2.         Fungsi Amar Ma’ruf Nahi Mungkar
Fungsi ini ingin menjadikan manusia sebagai orang-orang yang selalu memberikan  nasehat dengan menyuruh  manusia lainnya untuk berbuat kebaikan dan mencegah  kemungkaran. Hal ini dikarenakan sesungguhnya "Agama itu adalah nasehat" (ad-din an-nashihah). Terminologi  lain  yang cukup popular adalah dakwah. Jadi, hukum Islam mengendaki umat Islam menjadi umat yang terbaik dengan mendakwahkan kebaikan terhadap orang lain. Allah Swt. berfirman dalam  Q.s. Ali Imran/3: 104:
وَلْتَكُنْ مِنْكُمْ أُمَّةٌ يَدْعُونَ إِلَى الْخَيْرِ وَيَأْمُرُونَ بِالْمَعْرُوفِ وَيَنْهَوْنَ عَنِ الْمُنْكَرِ وَأُولَئِكَ هُمُ الْمُفْلِحُونَ 
"Dan hendaklah ada di antara kamu segolongan umat yang menyeru kepada kebajikan, menyuruh kepada yang ma'ruf dan mencegah dari yang munkar; merekalah orang-orang yang beruntung".
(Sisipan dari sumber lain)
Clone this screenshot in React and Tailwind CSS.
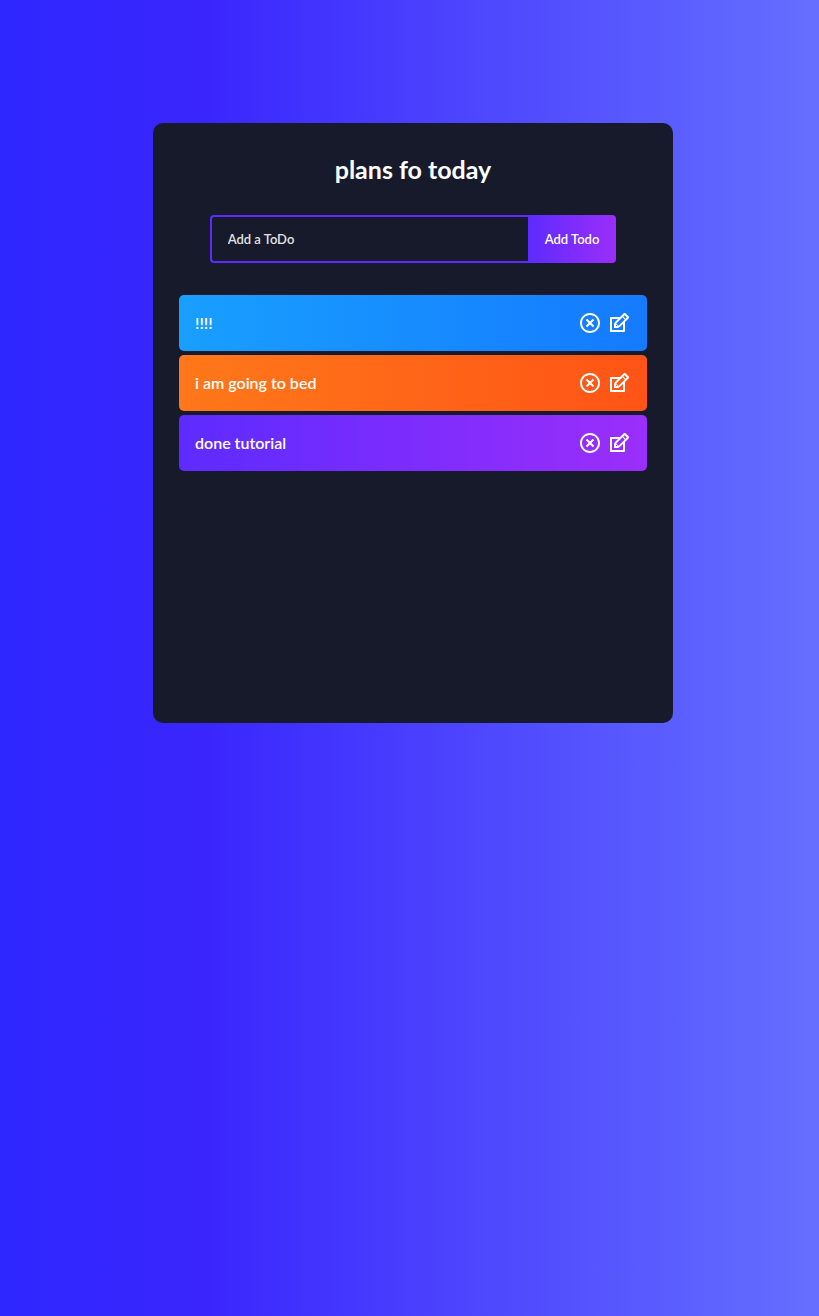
import { RiCloseCircleLine } from "react-icons/ri";
import { TiEdit } from "react-icons/ti";

const todos = [
  { id: 1, text: "!!!!", tone: "bg-[linear-gradient(90deg,#189fff_0%,#157aff_100%)]" },
  { id: 2, text: "i am going to bed", tone: "bg-[linear-gradient(90deg,#ff781a_0%,#ff5416_100%)]" },
  { id: 3, text: "done tutorial", tone: "bg-[linear-gradient(90deg,#5d2bff_0%,#9b2efa_100%)]" },
];

function TodoForm() {
  return (
    <form className="mt-8 mb-8 flex justify-center" onSubmit={(e) => e.preventDefault()}>
      <input
        type="text"
        aria-label="Add a ToDo"
        placeholder="Add a ToDo"
        className="h-12 w-[318px] min-w-0 rounded-l border-2 border-r-0 border-[#5d2bff] bg-transparent px-4 text-[13px] font-semibold text-white outline-none placeholder:text-[#e2e2e2]"
      />
      <button
        type="submit"
        className="h-12 cursor-pointer rounded-r bg-[linear-gradient(90deg,#5d2bff_0%,#9b2efa_100%)] px-[17px] text-[13px] leading-5 font-semibold whitespace-nowrap text-white"
      >
        Add Todo
      </button>
    </form>
  );
}

function TodoItem({ text, tone }) {
  return (
    <li className={`flex h-14 items-center justify-between rounded-[5px] px-4 font-semibold text-white ${tone}`}>
      <span>{text}</span>
      <span className="flex items-center gap-[5px]">
        <button type="button" aria-label={`Delete ${text}`} className="cursor-pointer">
          <RiCloseCircleLine size={24} />
        </button>
        <button type="button" aria-label={`Edit ${text}`} className="cursor-pointer">
          <TiEdit size={24} />
        </button>
      </span>
    </li>
  );
}

export default function App() {
  return (
    <div className="min-h-screen bg-[linear-gradient(90deg,#2e27ff_0%,#3a26fd_25%,#656fff_100%)] pt-[123px] pl-[7px] font-['Trebuchet_MS','Lato',sans-serif]">
      <main className="mx-auto min-h-[600px] w-full max-w-[520px] rounded-[10px] bg-[#161a2b] px-[26px] pt-8 pb-8 text-center">
        <h1 className="text-[25px] leading-7 font-bold text-white">plans fo today</h1>
        <TodoForm />
        <ul className="flex flex-col gap-1 text-left">
          {todos.map((todo) => (
            <TodoItem key={todo.id} text={todo.text} tone={todo.tone} />
          ))}
        </ul>
      </main>
    </div>
  );
}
3.         Fungsi Zawajir (Hukuman untuk menjadikan Efek jera)
Sanski dalam hukum Islam bukan hanya sanksi hukuman dunia tetapi juga dengan ancaman sanksi akhirat dimaksudkan agar menjadikan efek jera dan takut  dalam melakukan kejahatan serta menjadi pelajaran bagi generasi sesudahnya.
4.         Fungsi tanzim wa ishlah al-ummah (organisasi dan rehabilitasi masyarakat)
Ketentuan hukum sanksi tersebut bukan sekedar sebagai batas ancaman dan untuk menakut-nakuti masyarakat saja akan tetapi juga untuk rehabilitasi dan pengorganisasian umat menjadi lebih baik. Dalam literature ilmu hukum hal ini dikenal dengan istilah engineering social.